1. The Same People Who Can’t Secure Housing Can’t Secure a Voice
Housing precarity already pushes people to the margins: constant moves, unstable leases, retaliatory landlords, and the fear of speaking up. When the public process also narrows, the same residents who are structurally displaced from homes are structurally displaced from governance. The two systems reinforce each other.
2. Forced Nomadism Creates a Disempowered Public
When people are forced to move frequently, they lose:
- neighborhood continuity
- political relationships
- the ability to track local issues
- the stability needed to show up consistently
A public that is always rebuilding its life cannot reliably participate in public power. Housing instability becomes civic instability.
3. Private Deliberation Mirrors Private Housing Power
In the housing system, decisions about people’s lives happen in:
- landlord offices
- HOA boards
- property management backrooms
- opaque screening systems
In the civic system, decisions increasingly happen in:
- executive sessions
- pre‑meeting briefings
- attorney‑client consultations
- staff‑framed narratives
Both systems move the real decision‑making into rooms the public cannot enter.

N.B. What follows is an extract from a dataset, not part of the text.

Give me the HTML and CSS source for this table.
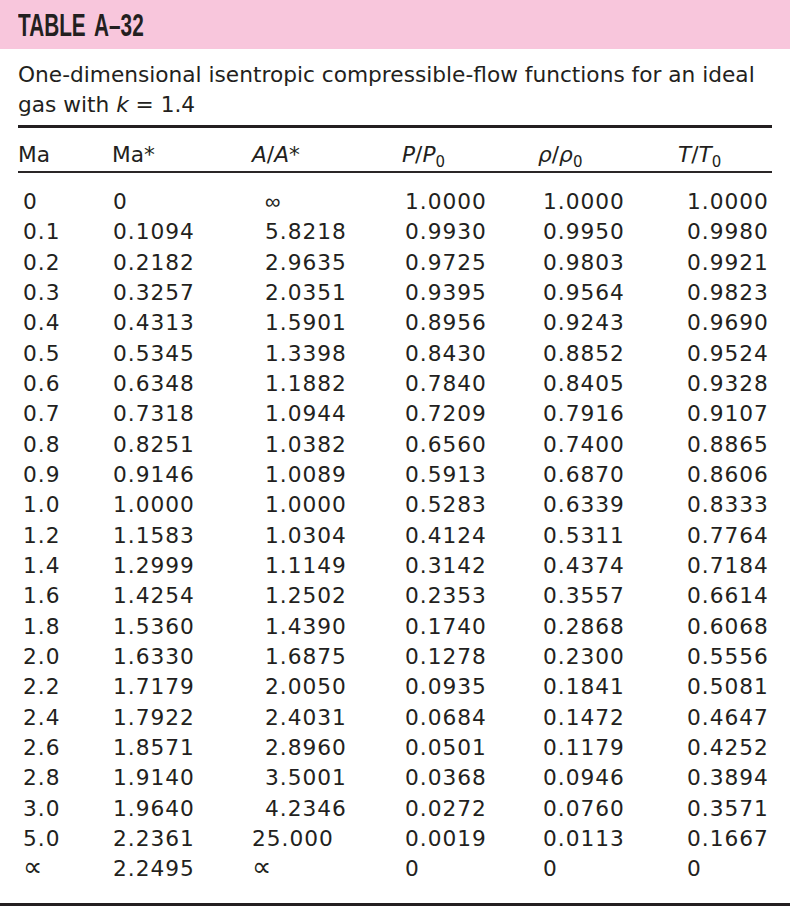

4. The Public Is Treated as a Problem to Manage, Not a Partner to Engage
In housing:
- tenants are framed as risks
- complaints are treated as threats
- maintenance requests are punished
- stability is withheld
In governance:
- public comment is constrained
- critique is reframed as incivility
- participation is treated as disruption
- transparency is minimized
The same logic governs both: control the people most affected by the system.
5. Instability Becomes a Tool of Power
Housing instability keeps people:
- exhausted
- financially strained
- time‑poor
- emotionally depleted
Civic instability keeps people:
- uninformed
- disoriented
- reactive
- discouraged
Together, they create a public that is easier to manage and harder to mobilize.
6. The Systems Reinforce Each Other’s Outcomes
Housing precarity produces:
- residents who can’t attend meetings
- families who can’t risk speaking up
- workers who can’t afford to take time off
- people who can’t track long‑term issues
Civic precarity produces:
- decisions that ignore housing realities
- policies shaped without lived experience
- enforcement that targets the unhoused
- a public that feels powerless
Each system amplifies the other’s harms.
7. The Emotional Experience Is the Evidence
People feel:
- displaced in their homes
- displaced in their government
- displaced in their community
- displaced in their own story
This isn’t personal failure. It’s structural design.
8. The Core Pattern
A city that makes housing unstable and public participation inaccessible is not malfunctioning — it is functioning according to a logic that moves the public from stakeholders to subjects, from participants to observers, from neighbors to cases.
Housing precarity and civic precarity are two halves of the same architecture: a system that keeps people out of the rooms where their lives are shaped.